Wall Street’s Bullish Stance
The optimism surrounding Micron’s prospects was recently amplified by analyst Kevin Cassidy of Rosenblatt Securities. Just before Christmas, he raised his price target for the stock from $300 to $500—a new high among covering analysts and implying a potential upside of roughly 80% from recent levels.
Cassidy’s rationale centers on a structural upswing in the memory chip market, propelled by AI. He notes that AI servers require two to three times more DRAM than conventional servers, driving both higher unit volumes and substantially better gross margins per unit.

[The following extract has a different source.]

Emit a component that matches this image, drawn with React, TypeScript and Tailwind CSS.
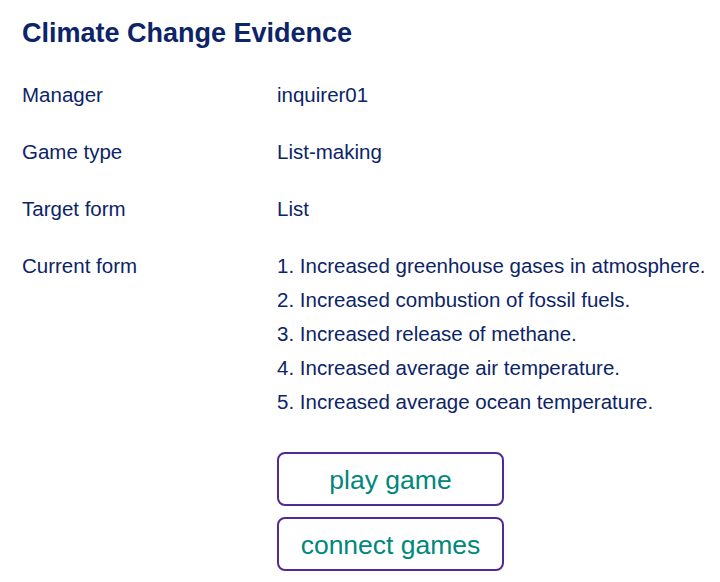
import React from 'react';

const rows: { label: string; value: string }[] = [
  { label: 'Manager', value: 'inquirer01' },
  { label: 'Game type', value: 'List-making' },
  { label: 'Target form', value: 'List' },
];

const items = [
  'Increased greenhouse gases in atmosphere.',
  'Increased combustion of fossil fuels.',
  'Increased release of methane.',
  'Increased average air temperature.',
  'Increased average ocean temperature.',
];

export default function App() {
  return (
    <div className="min-h-[582px] w-[720px] bg-white pl-[22px] pt-[17px] text-[#0c2468] font-['Liberation_Sans',Arial,sans-serif]">
      <h1 className="text-[27px] font-bold leading-[32px]">Climate Change Evidence</h1>

      <div className="mt-[29px] grid grid-cols-[255px_1fr] gap-y-[23px] text-[20.5px] leading-[34px]">
        {rows.map((r) => (
          <React.Fragment key={r.label}>
            <div>{r.label}</div>
            <div>{r.value}</div>
          </React.Fragment>
        ))}
        <div>Current form</div>
        <ol>
          {items.map((it, i) => (
            <li key={it}>
              {i + 1}. {it}
            </li>
          ))}
        </ol>
      </div>

      {/* Actions */}
      <div className="ml-[255px] mt-[33px] flex w-[227px] flex-col gap-[11px]">
        <button className="h-[54px] rounded-lg border-2 border-[#512a94] pt-[3px] text-[26.5px] text-[#00877c]">
          play game
        </button>
        <button className="h-[54px] rounded-lg border-2 border-[#512a94] pt-[3px] text-[26.5px] text-[#00877c]">
          connect games
        </button>
      </div>
    </div>
  );
}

Insider Activity and Share Price Context
Even amidst the bullish sentiment, some company insiders have taken partial profits. SEC filings show that on December 19, Director Steven Gomo sold 5,000 shares at an average price of $263.63, a transaction worth about $1.32 million. This reduced his direct holding by roughly 20%, though he retains over 19,000 shares. Such sales are not uncommon following a major share price appreciation and represent profit-taking at elevated valuations.
The stock’s performance has been extraordinary. Priced in euros, the shares recently traded at €234.25, just below their 52-week high of €235.35. The equity has gained approximately 172% over the past twelve months and over 175% year-to-date. The current price sits more than 80% above its 200-day moving average of €129.82, indicating a powerful but extended upward trend.
Conclusion: Positioned at the Heart of the AI Buildout
Micron has unequivocally positioned itself as a primary winner in the global AI infrastructure expansion. With its HBM capacity sold out through late 2026, margins climbing rapidly, and a refined focus on the stable data center business over cyclical consumer products, the company’s trajectory is clear. The ambitious $500 price target from Rosenblatt Securities currently represents the upper bound of market expectations. The critical factor for the coming quarters will be Micron’s ability to deliver on its stated revenue and margin targets for fiscal 2026, thereby continuing to confirm the structural strength of the current AI cycle.